Non-residence, doing duty by deputy, can be traced from the very first. The Prebends had two duties to perform, the one in the Minster, the other in the Prebendal Churches. For instance, the Prebend of Woodborough could not be in two places at once, in his stall at Southwell and in Woodborough Church, 8 miles distant. He solved the difficulty by being in neither; he paid £3 a year to his Vicar-Choral to sing and pray in the Minster and something to his Vicar-Parochial or Curate to preach and pray at Woodborough After these payments and others for the maintenance of the fabric of the Minster and his Prebendal Church and house he had something over for himself; but the balance was not large, for the Woodborough Prebend in 1221, at the taxation of Pope Nicholas, was only valued at £6.13s. 4d. Possibly the balance was on the wrong side at times, when there were no windfalls by lease, fines, etc. He himself lived elsewhere in some other Canonry or Rectory, at the University, in the Law Courts, or in the service of the King. Besides the impossibility of being in two places at once, non-residence was increased by the monotony of the work in the Minster, which gave no scope for men of ability and education, and by the enormous expense of keeping open house for the subordinates of the Minster which could be evaded by non-residence. Pope Alexander III, in 1170, gave the Prebends the right "to institute fit Vicars, whom they pleased in their prebendal Churches without interference," and though Archbishop Walter Gray, 1225, tried to stop it by increasing the pay of the residents, the practice of non-residence increased so much that in 1293 Archbishop John le Romaine accepted the fact, and ordered every absent prebend to have a properly authorized deputy, perpetual vicarages to be established in all the prebendal churches, and all the Vicars Choral to be paid 60 shillings a year; but by a later statute, in 1302, Archbishop Thomas de Corbridge ordered that "at all times of the year three, or at the least two, canons shall be resident in the Church." Another reason for non-residence was the small value of the prebends. An average prebend was worth about £20 a year, to which might be added one-sixteenth of the common fund, which was not enough to induce a man of ability and education and good birth to settle down in a remote town like Southwell.
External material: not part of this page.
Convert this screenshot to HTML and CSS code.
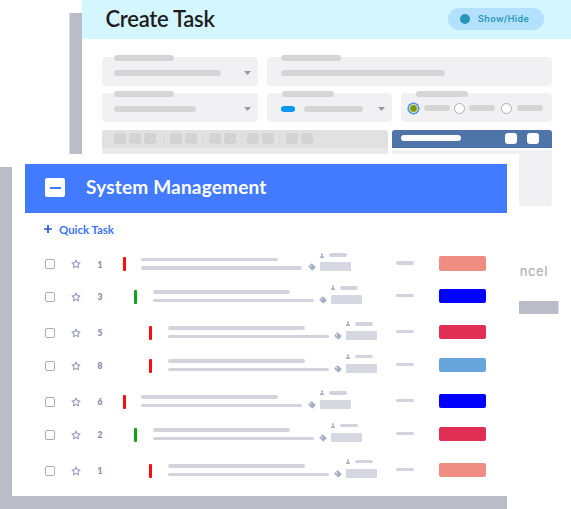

But doubtless a remedy might have been found had it not suited the popes to treat the English Church as their lawful spoil, and to force English Kings and Bishops and Barons to appoint Italian cardinals and Italian priests, who never even came to England, an example which others were not slow to follow in their own interests. Robert de Bridlington, for instance, who was Prebend of Woodborough in 1320, was also Prebend of South Newbald, Rector of Eveley, and Rector of Chaworth; and Robert Sherard, Earl of Harborough, Prebend of Woodborough in 1761, was also Canon of Salisbury, Rector of Teigh, and Rector of Whistoe. Probably few of the Prebends ever came to Woodborough, but they were responsible for the Service, fabric, and goods of the Church, and appointed a Vicar-Parochial or Curate to do the duty. The Parishes were cared for by men of humbler birth and less education, who were quite good enough for the uneducated villagers of those times, when none could write and few could read. The income of the Prebends helped abler men to study at the Universities and to act as lawyers and statesmen in the service of the country.